A Short Guide To The City - Major Themes

Major Themes

The "Broken Span" is representative of the gulf between reality and perception in the minds of the citizens and the desire for closure. Their myriad violent outbursts is, as described by the text, a pathway towards that closure. Patricia Moir agrees with this symbolic framework and sees this as a recurring element in all of author Peter Straub's fiction. She describes the central issue as individuals or societies "perhaps understandably, construct barriers of denial to protect themselves from knowledge they do no wish to possess" yet those "who do not confront their invisible realities and somehow integrate them into their lives are doomed to remain forever incomplete." And "in the experience of violence there lies knowledge essential to an understanding of their failures, their fears, their hopes, and most important of all, of the universal fact of their mortality. The secrets of the invisible world must be uncovered, communicated, examined, and acted upon if life as a whole is to have any honest validity."

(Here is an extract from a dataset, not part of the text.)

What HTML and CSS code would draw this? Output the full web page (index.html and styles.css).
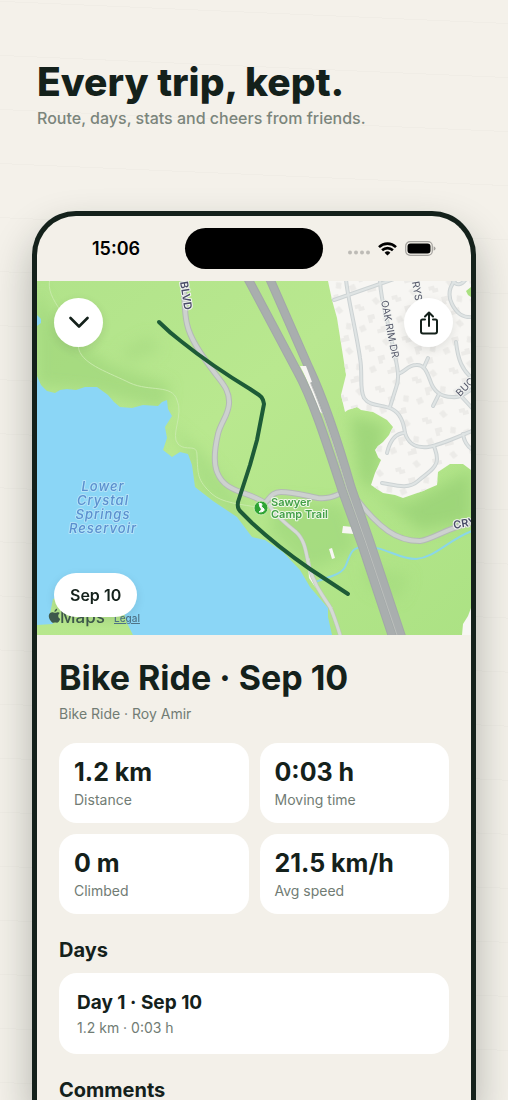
FILE: index.html
```html
<!DOCTYPE html>
<html lang="en">
<head>
    <meta charset="UTF-8">
    <title>Every trip, kept.</title>
    <meta name="viewport" content="width=device-width, initial-scale=1.0">
    <link rel="stylesheet" href="styles.css">
</head>
<body>
    <header class="intro">
        <h1>Every trip, kept.</h1>
        <p>Route, days, stats and cheers from friends.</p>
    </header>

    <main class="phone">
        <div class="status-bar">
            <span class="time">15:06</span>
            <span class="island"></span>
            <span class="status-icons">
                <svg width="22" height="5" viewBox="0 0 22 5" fill="#bdbbb6">
                    <circle cx="2" cy="2.5" r="2"/><circle cx="8" cy="2.5" r="2"/><circle cx="14" cy="2.5" r="2"/><circle cx="20" cy="2.5" r="2"/>
                </svg>
                <svg width="19" height="14" viewBox="0 0 19 14" fill="none" stroke="#000" stroke-width="2.6">
                    <path d="M1 5.1 A12.2 12.2 0 0 1 18 5.1"/>
                    <path d="M4.1 8.3 A7.8 7.8 0 0 1 14.9 8.3"/>
                    <path d="M9.5 13.6 L6.6 10.7 A4.2 4.2 0 0 1 12.4 10.7 Z" fill="#000" stroke="none"/>
                </svg>
                <svg width="31" height="15" viewBox="0 0 31 15">
                    <rect x="0.7" y="0.7" width="26.6" height="13.6" rx="4.4" fill="none" stroke="#a3a19d" stroke-width="1.2"/>
                    <rect x="2.5" y="2.5" width="23" height="10" rx="3" fill="#000"/>
                    <path d="M28.7 5.2 Q30.6 6 30.6 7.5 Q30.6 9 28.7 9.8 Z" fill="#a3a19d"/>
                </svg>
            </span>
        </div>

        <section class="map">
            <svg class="map-canvas" viewBox="37 281 434 354" role="img" aria-label="Route map">
                <defs>
                    <linearGradient id="land" x1="0" y1="0" x2="1" y2="1">
                        <stop offset="0" stop-color="#b1e38a"/>
                        <stop offset="0.4" stop-color="#b9e88f"/>
                        <stop offset="1" stop-color="#ace284"/>
                    </linearGradient>
                    <filter id="soft" x="-30%" y="-30%" width="160%" height="160%">
                        <feGaussianBlur stdDeviation="7"/>
                    </filter>
                    <pattern id="houses" width="38" height="42" patternUnits="userSpaceOnUse" patternTransform="rotate(-14)">
                        <g fill="#ecebe8">
                            <path d="M4 4h6v3h3v4h-6v-3h-3z"/>
                            <path d="M22 3l5-2 3 6-5 2z"/>
                            <path d="M14 17h7v5h-3v3h-4z"/>
                            <path d="M30 19l5 2-2 6-5-2z"/>
                            <path d="M3 26l6-1 1 6-6 1z"/>
                            <path d="M20 33h4v-2h5v6h-9z"/>
                        </g>
                    </pattern>
                    <path id="town" d="M328 281 L332 300 L337 318 L346 375 L341 395 L345 412 L348 410 L357 407 L361 410 L373 412 L387 420 L393 427 L389 435 L383 442 L378 446 L375 450 L378 457 L381 460 L375 473 L371 485 L383 493 L395 495 L403 498 L423 491 L437 485 L438 472 L450 464 L463 464 L471 470 V281 Z"/>
                    <path id="blvd" d="M183 275 C185 300 184 312 187 324 C190 338 200 353 214 372 C222 383 230 390 229 404 C228 416 221 422 218 434 C215 447 213 462 217 472 C222 485 232 489 243 493 C252 496 258 498 265 503 C270 498 272 492 281 492 C292 492 303 495 318 498 C330 499 334 496 344 492"/>
                    <path id="canyon" d="M355 497 C365 510 375 522 388 531 C398 538 408 541 420 541 C434 539 446 528 474 522"/>
                    <path id="trail" d="M268 503 C274 514 285 523 296 532 C306 541 306 555 309 566 C313 582 320 592 330 607 C334 615 337 625 341 638"/>
                    <g id="streets">
                        <path d="M346 279 C347 295 356 330 360 358 C363 375 359 388 364 398 C370 407 382 404 392 409 C402 414 404 425 405 433 C409 446 418 448 428 447 C440 445 455 438 472 431"/>
                        <path d="M334 300 L394 279"/>
                        <path d="M380 279 C380 300 388 320 392 342 C396 362 401 376 396 388 L390 407"/>
                        <path d="M398 374 C405 372 408 365 416 365 C424 364 427 372 430 380 C434 393 442 397 452 397 C461 398 466 393 472 389"/>
                        <path d="M428 358 L424 367"/>
                        <path d="M439 394 L433 406"/>
                        <path d="M456 342 C458 360 462 370 473 379"/>
                        <path d="M456 279 C449 287 448 296 452 304 C457 314 463 318 473 317"/>
                        <path d="M452 279 C456 287 462 285 466 279"/>
                        <path d="M405 433 C396 433 390 440 387 453"/>
                        <path d="M382 483 C395 485 408 490 418 481 C426 474 437 468 437 459 C437 453 435 450 434 446"/>
                        <path d="M463 434 C464 441 468 447 473 450"/>
                        <path d="M461 396 L473 409"/>
                    </g>
                </defs>

                <!-- land and relief -->
                <rect x="37" y="281" width="434" height="354" fill="url(#land)"/>
                <g filter="url(#soft)">
                    <path d="M37 290 L60 330 L110 365 L170 385 L165 410 L90 390 L37 385 Z" fill="#9cd478" opacity="0.6"/>
                    <path d="M120 350 L150 335 L160 350 L130 362 Z" fill="#a3d880" opacity="0.5"/>
                    <path d="M350 415 L385 425 L375 490 L405 505 L471 470 V520 L420 530 L360 480 Z" fill="#94ce72" opacity="0.65"/>
                    <path d="M275 500 L345 505 L355 550 L310 570 L270 530 Z" fill="#9dd579" opacity="0.6"/>
                    <path d="M360 565 L410 575 L400 600 L370 590 Z" fill="#a2da7e" opacity="0.5"/>
                    <path d="M165 420 L185 450 L200 490 L250 530 L240 500 L200 450 Z" fill="#a4da80" opacity="0.7"/>
                </g>
                <path d="M50 279 C44 300 75 320 79 350 C84 365 110 373 130 383 C150 392 172 384 177 400 C184 415 170 435 178 444 C186 452 197 443 197 455 C198 475 197 480 212 494 C222 503 240 504 262 508" fill="none" stroke="#c8eaab" stroke-width="1"/>

                <!-- water -->
                <path fill="#8bd6f6" d="M37 376 L41 385 L47 391 L55 393 L60 390 L67 389 L76 390 L85 387 L97 387 L108 395 L114 402 L120 407 L132 408 L143 405 L158 406 L162 402 L167 400 L168 409 L172 416 L165 427 L167 438 L163 450 L172 457 L180 452 L188 454 L192 465 L195 487 L213 501 L237 517 L252 537 L265 540 L283 552 L300 570 L310 587 L328 608 L328 617 L332 635 H133 L127 623 L122 606 L105 592 L75 590 L53 599 L50 614 L53 624 L37 625 Z"/>
                <path d="M37 315 L41 319 L41 323 L37 326 Z" fill="#8bd6f6"/>
                <path d="M316 582 C325 577 342 576 346 565 C351 552 352 547 365 547 C385 546 397 559 416 559 C436 557 448 540 472 531" fill="none" stroke="#8bd6e8" stroke-width="2"/>

                <!-- neighbourhood -->
                <use href="#town" fill="#f7f6f3"/>
                <use href="#town" fill="url(#houses)"/>
                <path d="M471 287 L466 291 L468 295 L471 297 Z" fill="#a9e080"/>
                <path d="M471 608 L468 616 L463 624 L462 635 H471 Z" fill="#f7f6f3"/>
                <path d="M343 526 L353 527 L354 534 L342 533 Z M329 549 L332 548 L335 558 L332 559 Z M307 553 L310 560 L311 575 L331 606 L333 608 L328 606 L309 578 Z" fill="#f7f6f3"/>
                <g fill="none" stroke-linecap="round">
                    <use href="#streets" stroke="#cdd3d4" stroke-width="4"/>
                    <use href="#streets" stroke="#dfe4e4" stroke-width="2"/>
                </g>

                <!-- roads -->
                <g fill="none">
                    <use href="#trail" stroke="#bbc3bb" stroke-width="4"/>
                    <use href="#trail" stroke="#d6dad6" stroke-width="3"/>
                    <use href="#blvd" stroke="#b3b9b5" stroke-width="6"/>
                    <use href="#blvd" stroke="#cdd1cf" stroke-width="4"/>
                    <use href="#canyon" stroke="#b3b9b5" stroke-width="6"/>
                    <use href="#canyon" stroke="#cdd1cf" stroke-width="4"/>
                    <path d="M301 366 L309 366 L324 415 L320 412 Z" fill="#f7f6f3"/>
                    <g stroke="#a2a8a8" stroke-width="9">
                        <path d="M247 277 L297 371 C312 398 325 438 342 490 L362 545 L393 638"/>
                        <path d="M269 277 L309 368 C324 400 338 442 351 487 L370 542 L402 638"/>
                    </g>
                    <g stroke="#a9aeae" stroke-width="7">
                        <path d="M247 277 L297 371 C312 398 325 438 342 490 L362 545 L393 638"/>
                        <path d="M269 277 L309 368 C324 400 338 442 351 487 L370 542 L402 638"/>
                    </g>
                    <path d="M304 368 C319 400 333 442 347 489 L366 543 L398 638" stroke="#bcbfbd" stroke-width="1"/>
                    <path d="M300 366 L306 366 L312 382 L309 383 Z" fill="#f7f6f3"/>
                </g>

                <!-- labels -->
                <g class="street-label">
                    <text transform="translate(180 282) rotate(81)">BLVD</text>
                    <text class="minor" transform="translate(381 301) rotate(79)">OAK RIM DR</text>
                    <text class="minor" transform="translate(412 282) rotate(80)">RYS</text>
                    <text class="minor" transform="translate(460 397) rotate(-45)">BUC</text>
                    <text transform="translate(454 529) rotate(-10)">CRY</text>
                </g>
                <g class="water-label">
                    <text x="103" y="491">Lower</text>
                    <text x="103" y="505">Crystal</text>
                    <text x="103" y="519">Springs</text>
                    <text x="103" y="533">Reservoir</text>
                </g>
                <circle cx="261" cy="508" r="7" fill="#2fa435" stroke="#c9ecb2" stroke-width="1"/>
                <path d="M259 503 L262 504 Q260 507 264 509 Q265 512 259 512 Q263 510 260 507 Z" fill="#fff" stroke="#fff" stroke-width="1"/>
                <g class="place-label">
                    <text x="271" y="506">Sawyer</text>
                    <text x="271" y="518">Camp Trail</text>
                </g>

                <path class="route" d="M159 322 Q170 333 182 342 Q212 366 250 389 L259 395 Q262 397 263 400 L264 404 L257 440 L250 465 L238 502 Q237 508 240 511 L252 523 Q278 547 310 569 L348 594"/>

                <g class="map-credit">
                    <path d="M56.700 612.500 C57.800 612 59 611.900 59.700 613 C57.600 614.500 57.800 617.700 60.200 618.900 C59.400 621.300 58 622.900 56.900 622.800 C55.800 622.300 55 622.200 53.800 622.800 C51.800 623.400 48.500 618.800 48.800 615.500 C49.200 612.700 51.700 611.700 53.500 612.400 C54.900 612.900 55.500 612.900 56.700 612.500 Z M54.500 611.900 C54.300 610.200 55.600 608.800 57.200 608.500 C57.300 610.300 56.200 611.700 54.500 611.900 Z"/>
                    <text class="brand" x="60" y="623">Maps</text>
                    <a href="#legal"><text class="legal" x="114" y="622">Legal</text></a>
                </g>
            </svg>

            <div class="map-controls">
                <button class="round-button" aria-label="Close">
                    <svg width="20" height="13" viewBox="0 0 20 13" fill="none" stroke="#14211b" stroke-width="2.6" stroke-linecap="round" stroke-linejoin="round">
                        <path d="M1.500 2 L10 10.500 L18.500 2"/>
                    </svg>
                </button>
                <button class="round-button" aria-label="Share">
                    <svg width="20" height="24" viewBox="0 0 20 24" fill="none" stroke="#14211b" stroke-width="2" stroke-linecap="round" stroke-linejoin="round">
                        <path d="M6 8.500 H3.500 Q2 8.500 2 10 V20.500 Q2 22.500 4 22.500 H16 Q18 22.500 18 20.500 V10 Q18 8.500 16.500 8.500 H14"/>
                        <path d="M10 15 V2 M6 5.500 L10 1.500 L14 5.500"/>
                    </svg>
                </button>
            </div>
            <span class="date-pill">Sep 10</span>
        </section>

        <section class="trip">
            <h2 class="trip-title">Bike Ride · Sep 10</h2>
            <p class="trip-meta">Bike Ride · Roy Amir</p>

            <dl class="stats">
                <div class="card stat">
                    <dt>Distance</dt>
                    <dd>1.2 km</dd>
                </div>
                <div class="card stat">
                    <dt>Moving time</dt>
                    <dd>0:03 h</dd>
                </div>
                <div class="card stat">
                    <dt>Climbed</dt>
                    <dd>0 m</dd>
                </div>
                <div class="card stat">
                    <dt>Avg speed</dt>
                    <dd>21.5 km/h</dd>
                </div>
            </dl>

            <h3>Days</h3>
            <article class="card day">
                <h4>Day 1 · Sep 10</h4>
                <p>1.2 km · 0:03 h</p>
            </article>

            <h3>Comments</h3>
        </section>
    </main>
</body>
</html>
```
FILE: styles.css
```css
* {
    box-sizing: border-box;
}
body {
    margin: 0;
    height: 100vh;
    overflow: hidden;
    font-family: "Inter", sans-serif;
    color: #14211b;
    background: #f4f1ea repeating-linear-gradient(182.5deg, transparent 0 23px, #f0ede6 23px 24px, transparent 24px 54px);
}
h1, h2, h3, h4, p, dl, dd {
    margin: 0;
}

.intro {
    padding: 59px 37px 81px;
}
.intro h1 {
    font-size: 39px;
    line-height: 45px;
    font-weight: 800;
}
.intro p {
    margin-top: 2px;
    font-size: 16px;
    line-height: 24px;
    font-weight: 500;
    color: #7b857c;
}

.phone {
    margin: 0 32px;
    border: 5px solid #14211b;
    border-bottom: 0;
    border-radius: 44px 44px 0 0;
    background: #f3f0e9;
    box-shadow: 0 20px 40px rgba(20, 33, 27, 0.3);
}

.status-bar {
    display: grid;
    grid-template-columns: 1fr 138px 1fr;
    align-items: center;
    justify-items: center;
    padding: 12px 0;
}
.time {
    padding-left: 10px;
    font-size: 18px;
    font-weight: 600;
    color: #000;
}
.island {
    width: 138px;
    height: 41px;
    border-radius: 21px;
    background: #000;
}
.status-icons {
    display: flex;
    align-items: center;
    gap: 8px;
    padding-right: 10px;
}
.status-icons svg:first-child {
    margin-top: 8px;
}

/* map */
.map {
    position: relative;
    overflow: hidden;
}
.map-canvas {
    display: block;
    width: 100%;
}
.map-controls {
    position: absolute;
    top: 17px;
    left: 17px;
    right: 18px;
    display: flex;
    justify-content: space-between;
}
.round-button {
    display: flex;
    align-items: center;
    justify-content: center;
    width: 49px;
    height: 49px;
    padding: 0;
    border: 0;
    border-radius: 50%;
    background: #fff;
    box-shadow: 0 3px 10px rgba(20, 33, 27, 0.1);
}
.date-pill {
    position: absolute;
    left: 17px;
    bottom: 18px;
    padding: 10px 16px;
    border-radius: 22px;
    background: #fff;
    font-size: 16px;
    line-height: 24px;
    font-weight: 600;
    box-shadow: 0 3px 10px rgba(20, 33, 27, 0.1);
}
.route {
    fill: none;
    stroke: #1d5b37;
    stroke-width: 4;
    stroke-linecap: round;
    stroke-linejoin: round;
}
.street-label text,
.water-label text,
.place-label text {
    paint-order: stroke;
    stroke-width: 2px;
    stroke-linejoin: round;
}
.street-label text {
    font-size: 11px;
    font-weight: 600;
    fill: #4a4d68;
    stroke: #f1f3f0;
}
.street-label .minor {
    font-size: 10px;
    font-weight: 400;
    fill: #55586a;
}
.water-label text {
    font-size: 13px;
    font-style: italic;
    font-weight: 500;
    letter-spacing: 1px;
    text-anchor: middle;
    fill: #5b90cf;
    stroke: #b4e3f8;
}
.place-label text {
    font-size: 11px;
    font-weight: 600;
    fill: #43a047;
    stroke: #f0f9e8;
}
.map-credit {
    fill: #3f5a4c;
}
.brand {
    font-size: 17px;
    font-weight: 500;
}
.legal {
    font-size: 10px;
    font-weight: 500;
    fill: #4f7488;
    text-decoration: underline;
}

/* trip details */
.trip {
    padding: 22px 22px 0;
}
.trip-title {
    font-size: 34px;
    line-height: 42px;
    font-weight: 700;
}
.trip-meta {
    margin-top: 5px;
    font-size: 14px;
    line-height: 20px;
    color: #717c74;
}
.card {
    border-radius: 18px;
    background: #fff;
}
.stats {
    display: grid;
    grid-template-columns: 1fr 1fr;
    gap: 11px;
    margin-top: 19px;
}
.stat {
    display: flex;
    flex-direction: column-reverse;
    padding: 13px 15px;
}
.stat dt,
.day p {
    font-size: 14px;
    line-height: 20px;
    color: #717c74;
}
.stat dd {
    margin-bottom: 2px;
    font-size: 25px;
    line-height: 32px;
    font-weight: 700;
}
.trip h3 {
    margin: 24px 0 10px;
    font-size: 20px;
    line-height: 25px;
    font-weight: 700;
}
.day {
    padding: 17px 18px 16px;
}
.day h4 {
    margin-bottom: 2px;
    font-size: 19px;
    line-height: 26px;
    font-weight: 700;
}
```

"A Short Guide to the City" is firmly rooted in the Gothic literature tradition. It goes to extreme lengths to establish the atmosphere, discarding any attempt at a traditional narrative in lieu of overwhelming details about the makeup of the city. The city's discarded buildings, much like the abandoned ghostly castles of yore, give rise to a diversity of emotions inherent in the downfall of man made structures. The arcane and violent rituals of the townsmen also give off a Gothic air, in the past reserved for religious or pagan spectacles. Perhaps more than any other element, the story's fascination with darker elements of the past and their effect on the current events is what steadily places "Guide" in the Gothic tradition.